A Modern Day Miracle: The Opening of the Abrahamic Center in UAE
In 1990, I remember sitting down in my kitchen to tell my aging grandmother, an immigrant from Riga, Latvia who lived most of her adult life in Michigan, that her youngest grandson was going to spend a year living in Israel and studying.
Her eyes welled up with tears and a familiar look of awe was in her gaze. I had seen those tear-filled eyes and that stare before. On Yom Kippur, on Passover and a few other choice moments when we said the words,
, that look would wash over her face.
My Bubbie was raised in a religious home where liturgy and customs were native. But that line – L’Shana Haba’ah Beyerushalyaim – Next year in Jerusalem, which her grandparents whispered at Passover Seders while hiding from Cossacks or when the town cantor – who also doubled as the local butcher – chanted that verse at the conclusion of Yom Kippur Neilah services, the words were the epitome of Messianic. They were words filled with hope but that seemed unachievable in any lifetime. They were a religious dream. A distant hope that was like grasping for stars and as far away as humans landing on the moon. Little did my grandmother know that in her lifetime, she would witness humans sinking their feet into the sand of the moon and she would watch the State of Israel be established, survive and thrive. So, for her grandson to go and study in Israel was more than a journey or pilgrimage for her. It was a reminder of a miracle she was blessed to witness in her lifetime and that her an escorts prayed for but she watched happen and tasted the fruits thereof.

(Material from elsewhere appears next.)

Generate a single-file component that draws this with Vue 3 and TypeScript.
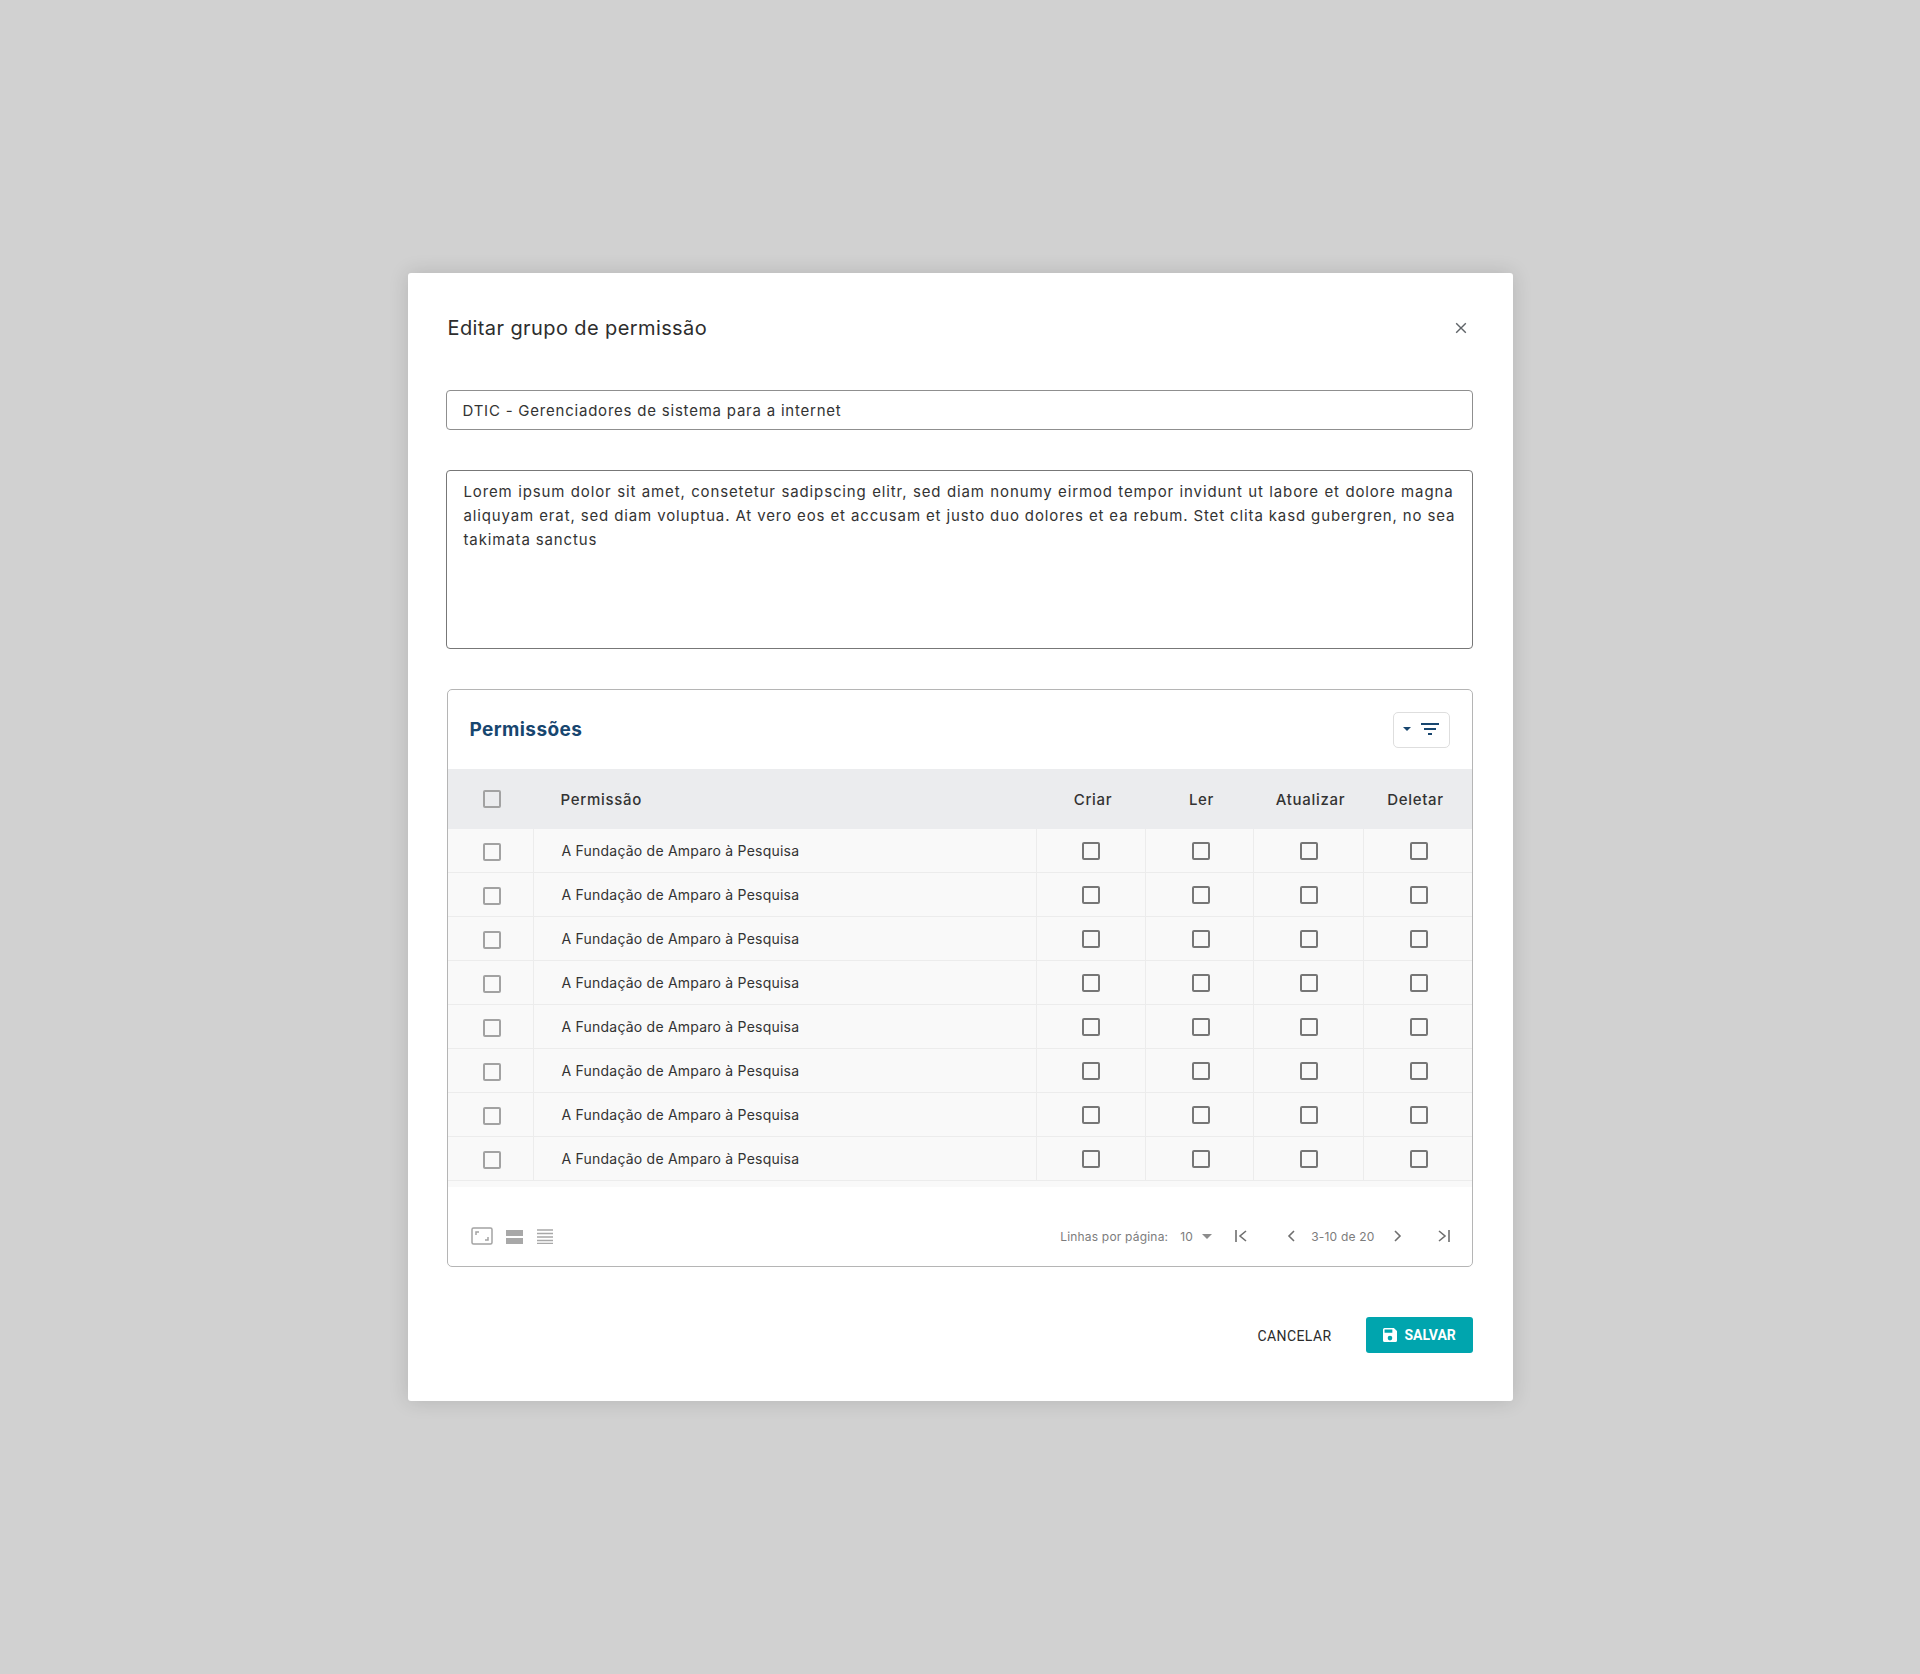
<template>
  <div class="backdrop">
    <div class="modal">
      <div class="modal-header">
        <h2 class="modal-title">Editar grupo de permissão</h2>
        <button class="close-btn" aria-label="Fechar">
          <svg width="12" height="12" viewBox="0 0 12 12"><path d="M1.2 1.2l9.6 9.6M10.8 1.2l-9.6 9.6" stroke="#5f6368" stroke-width="1.4" fill="none" /></svg>
        </button>
      </div>

      <div class="field field-input">DTIC - Gerenciadores de sistema para a internet</div>
      <div class="field field-area">
        <div class="area-line">Lorem ipsum dolor sit amet, consetetur sadipscing elitr, sed diam nonumy eirmod tempor invidunt ut labore et dolore magna</div>
        <div class="area-line">aliquyam erat, sed diam voluptua. At vero eos et accusam et justo duo dolores et ea rebum. Stet clita kasd gubergren, no sea</div>
        <div>takimata sanctus</div>
      </div>

      <section class="card">
        <div class="card-header">
          <h3 class="card-title">Permissões</h3>
          <button class="filter-btn" aria-label="Filtrar">
            <svg width="42" height="16" viewBox="0 0 42 16">
              <path d="M4 6h8l-4 4z" fill="#17466f" />
              <path d="M22 3h18M25 8h12M29 13h4" stroke="#17466f" stroke-width="2" fill="none" />
            </svg>
          </button>
        </div>

        <div class="table-row table-head">
          <div class="cell cell-check"><span class="check check-light"></span></div>
          <div class="cell cell-name">Permissão</div>
          <div v-for="col in actionCols" :key="col.label" class="cell cell-action" :class="col.cls">{{ col.label }}</div>
        </div>

        <div v-for="(row, i) in rows" :key="i" class="table-row table-body">
          <div class="cell cell-check"><span class="check check-light check-row"></span></div>
          <div class="cell cell-name">{{ row }}</div>
          <div v-for="col in actionCols" :key="col.label" class="cell cell-action" :class="col.cls"><span class="check"></span></div>
        </div>
        <div class="table-end"></div>

        <div class="card-footer">
          <div class="density">
            <svg width="22" height="18" viewBox="0 0 22 18">
              <rect x="1" y="1" width="20" height="16" rx="1.5" fill="none" stroke="#a3a3a3" stroke-width="1.5" />
              <path d="M5 8V5h3M17 10v3h-3" fill="none" stroke="#a3a3a3" stroke-width="1.5" />
            </svg>
            <svg width="18" height="15" viewBox="0 0 18 15">
              <path d="M0 1h17v6H0zM0 9h17v6H0z" fill="#a8a8a8" />
            </svg>
            <svg width="16" height="15" viewBox="0 0 16 15">
              <path d="M0 1h16M0 4.5h16M0 8h16M0 11.5h16M0 14.5h16" stroke="#a8a8a8" stroke-width="1.3" fill="none" />
            </svg>
          </div>

          <div class="pager">
            <span class="pager-label">Linhas por página:</span>
            <span class="pager-size">10</span>
            <svg class="pager-caret" width="10" height="5" viewBox="0 0 10 5"><path d="M0 0h10L5 5z" fill="#8c8c8c" /></svg>
            <svg class="pg pg-first" width="12" height="12" viewBox="0 0 12 12"><path d="M1 0v12M11 1L5 6l6 5" stroke="#6f6f6f" stroke-width="1.6" fill="none" /></svg>
            <svg class="pg pg-prev" width="8" height="12" viewBox="0 0 8 12"><path d="M7 1L2 6l5 5" stroke="#6f6f6f" stroke-width="1.6" fill="none" /></svg>
            <span class="pager-range">3-10 de 20</span>
            <svg class="pg pg-next" width="8" height="12" viewBox="0 0 8 12"><path d="M1 1l5 5-5 5" stroke="#6f6f6f" stroke-width="1.6" fill="none" /></svg>
            <svg class="pg pg-last" width="12" height="12" viewBox="0 0 12 12"><path d="M11 0v12M1 1l6 5-6 5" stroke="#6f6f6f" stroke-width="1.6" fill="none" /></svg>
          </div>
        </div>
      </section>

      <div class="modal-actions">
        <button class="btn-cancel">CANCELAR</button>
        <button class="btn-save">
          <svg width="14" height="14" viewBox="3 3 18 18"><path fill="#fff" d="M17 3H5a2 2 0 0 0-2 2v14a2 2 0 0 0 2 2h14a2 2 0 0 0 2-2V7l-4-4zm-5 16a3 3 0 1 1 0-6 3 3 0 0 1 0 6zm3-10H5V5h10v4z" /></svg>
          SALVAR
        </button>
      </div>
    </div>
  </div>
</template>

<script setup lang="ts">
interface ActionCol {
  label: string;
  cls: string;
}

const actionCols: ActionCol[] = [
  { label: 'Criar', cls: 'col-criar' },
  { label: 'Ler', cls: 'col-ler' },
  { label: 'Atualizar', cls: 'col-atualizar' },
  { label: 'Deletar', cls: 'col-deletar' }
];

const rows: string[] = Array(8).fill('A Fundação de Amparo à Pesquisa');
</script>

<style>
body {
  margin: 0;
  background: #d1d1d1;
}
</style>

<style scoped>
.backdrop {
  min-height: 1674px;
  display: flex;
  align-items: center;
  justify-content: center;
  background: #d1d1d1;
  font-family: Inter, "Liberation Sans", sans-serif;
  color: #2b2b2b;
}

.modal {
  width: 1105px;
  height: 1128px;
  box-sizing: border-box;
  padding: 0 40px 0 38px;
  background: #fff;
  border-radius: 3px;
  box-shadow: 0 0 20px rgba(0, 0, 0, 0.14);
  display: flex;
  flex-direction: column;
}

.modal-header {
  height: 117px;
  display: flex;
  align-items: flex-start;
  justify-content: space-between;
  padding-top: 41px;
  box-sizing: border-box;
}

.modal-title {
  margin: 0 0 0 2px;
  font-size: 20px;
  line-height: 28px;
  font-weight: 400;
  letter-spacing: 0.4px;
  color: #2d2d2d;
}

.close-btn {
  border: 0;
  padding: 0;
  background: none;
  margin: 8px 6px 0 0;
  height: 12px;
  display: flex;
}

.field {
  box-sizing: border-box;
  border: 1px solid #8f8f8f;
  border-radius: 4px;
  font-size: 15px;
  color: #333;
  white-space: nowrap;
}

.field-input {
  height: 40px;
  line-height: 40px;
  padding-left: 16px;
  letter-spacing: 0.78px;
}

.field-area {
  height: 179px;
  margin-top: 40px;
  padding: 9px 18px 0 17px;
  line-height: 24px;
  letter-spacing: 0.87px;
  border-color: #777;
}

.area-line {
  text-align: justify;
  text-align-last: justify;
}

.card {
  margin: 40px 0 0 1px;
  height: 578px;
  box-sizing: border-box;
  border: 1px solid #b5b5b5;
  border-radius: 5px;
  display: flex;
  flex-direction: column;
  overflow: hidden;
}

.card-header {
  height: 79px;
  flex: none;
  display: flex;
  align-items: center;
  justify-content: space-between;
  padding: 0 22px;
}

.card-title {
  margin: 0;
  font-size: 19px;
  font-weight: 700;
  letter-spacing: 0.4px;
  color: #17466f;
}

.filter-btn {
  width: 57px;
  height: 36px;
  padding: 0 0 2px 5px;
  background: #fff;
  border: 1px solid #dedede;
  border-radius: 5px;
  display: flex;
  align-items: center;
}

.table-row {
  display: grid;
  grid-template-columns: 86px 503px 109px 108px 110px 108px;
  flex: none;
}

.table-head {
  height: 60px;
  background: #ebecee;
  font-size: 15px;
  font-weight: 500;
  letter-spacing: 0.7px;
  color: #333;
}

.table-body {
  height: 44px;
  background: #f9f9f9;
  font-size: 14px;
  letter-spacing: 0.22px;
  color: #333;
}

.cell {
  display: flex;
  align-items: center;
  box-sizing: border-box;
}

.table-body .cell {
  border-bottom: 1px solid #ececec;
  border-right: 1px solid #ececec;
}

.table-body .cell:last-child {
  border-right: 0;
}

.cell-check {
  justify-content: center;
  padding-left: 2px;
}

.table-body .cell-check {
  padding-left: 3px;
}

.cell-name {
  padding-left: 28px;
}

.table-head .cell-name {
  padding-left: 27px;
}

.cell-action {
  justify-content: center;
}

.table-head .col-criar,
.table-head .col-ler,
.table-head .col-atualizar,
.table-body .col-ler {
  padding-left: 4px;
}

.table-head .col-deletar {
  padding-right: 4px;
}

.table-body .col-deletar,
.table-body .col-atualizar {
  padding-left: 2px;
}

.check {
  width: 18px;
  height: 18px;
  box-sizing: border-box;
  border: 2px solid #767676;
  border-radius: 2px;
  display: block;
}

.check-light {
  border-color: #a2a2a2;
}

.check-row {
  position: relative;
  top: 1px;
}

.table-end {
  height: 6px;
  flex: none;
  background: #f9f9f9;
}

.card-footer {
  flex: 1;
  display: flex;
  align-items: center;
  justify-content: space-between;
  padding: 19px 22px 0 23px;
}

.density {
  display: flex;
  align-items: center;
  gap: 13px;
}

.pager {
  display: flex;
  align-items: center;
  font-size: 12px;
  letter-spacing: 0.2px;
  color: #7c7c7c;
}

.pager-size {
  margin-left: 12px;
}

.pager-caret {
  margin-left: 9px;
}

.pg-first {
  margin-left: 23px;
}

.pg-prev {
  margin-left: 40px;
}

.pager-range {
  margin-left: 16px;
}

.pg-next {
  margin-left: 19px;
}

.pg-last {
  margin-left: 36px;
}

.modal-actions {
  display: flex;
  align-items: center;
  justify-content: flex-end;
  margin-top: 50px;
  height: 36px;
}

.btn-cancel {
  border: 0;
  background: none;
  padding: 2px 0 0;
  margin-right: 34px;
  font-family: Roboto, sans-serif;
  font-size: 14px;
  letter-spacing: 0.4px;
  color: #2b2b2b;
}

.btn-save {
  width: 107px;
  height: 36px;
  border: 0;
  border-radius: 3px;
  background: #00a5ae;
  color: #fff;
  font-family: Roboto, sans-serif;
  font-size: 14px;
  font-weight: 700;
  display: flex;
  align-items: center;
  gap: 8px;
  padding: 0 0 0 17px;
}
</style>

This Sunday, I found my eyes welling up just like my grandmother, of blessed memory. My ancestral gaze was washed upon my face representing a renewed generation and a new moment of watching a miracle come to fruition.
Temple Emanu-El of Closter, our New Jersey congregation travelled to the United Arab Emirates and Bahrain. 25 people strong came eager to learn, explore, share experiences, dream together and most importantly, tastes the fruits of the Abraham Accords.
Fortuitously, our journey coincided with the opening of the Moses Ben Maimon synagogue in Abu Dhabi. This unique congregation is the realization of a decades long dream of the Emirati people to create a shared prayer place for Muslims, Jews and Christians. The physical campus is called the Abrahamic Center. Its location shares a rooftop garden while each of the three places of prayer have separate entrances, are equal in size with modest adaptations to accommodate the rituals of each religion. This synagogue is the first new Jewish congregation to open in the Arab world in almost 100 years. Think about that figure! 100 years, and the timing of our program allowed us to have a front row seat for history.
More than 300 people coming from as near as Dubai and as far as New York, Jerusalem and Washington DC came to celebrate the dedication of the space, to bless the affixing of the Mezzuzoth and participate in the gathering of the first prayer service in this sacred place.
What caused my eyes to well up and feel my grandmother’s presence and memory was when a Yemenite boy whose father was imprisoned by the Houthis just a few months ago, and was saved by the Emirati leadership, sang a song of celebration before the open ark. His melodic voice and Yemenite tunes sang directly to our hearts. Then, a Muslim man dressed in full jalebi and kfiyah led a prayer in Arabic for the welfare of the country of the UAE and its leader, Sheikh Mohammad bin Zayed. A prayer for the government by a devout Muslim in a Jewish congregation. Who could have imagined?!In my lifetime, the government of an Arab neighbor of Israel, which was once a sworn enemy was now funding and celebrating the opening of a synagogue and is supporting the burgeoning Jewish community in its country. In Bahrain, a one hour flight away, the Jewish community has been brought back to life. Jews are encouraged to visit with open arms. The same is happening in Morocco and perhaps soon in Oman, Saudi Arabia and who knows where else next?!
One does not need to look far or search hard to see the broken in our world and feel the brittleness of the ground beneath us. Political division, cruel rhetoric and class strife are rampant in our Diasporic and Zionist world. We have much to work on and improve in the days and years ahead.
But let us not lose sight of the miracles of peace with our neighbors and collaboration with our cousins that once seemed as far away as electric cars and flying vehicles, that now is a reality as close as the next sunrise.
I hope you can have your eyes well up with tears of joy in witnessing this gift in our lifetime and let it stoke us to never stop dreaming and hoping for the world we want our kids to live within. May their eyes tear as they inherit the work of our hands and the dreams of our parents and pass it on to generations to come.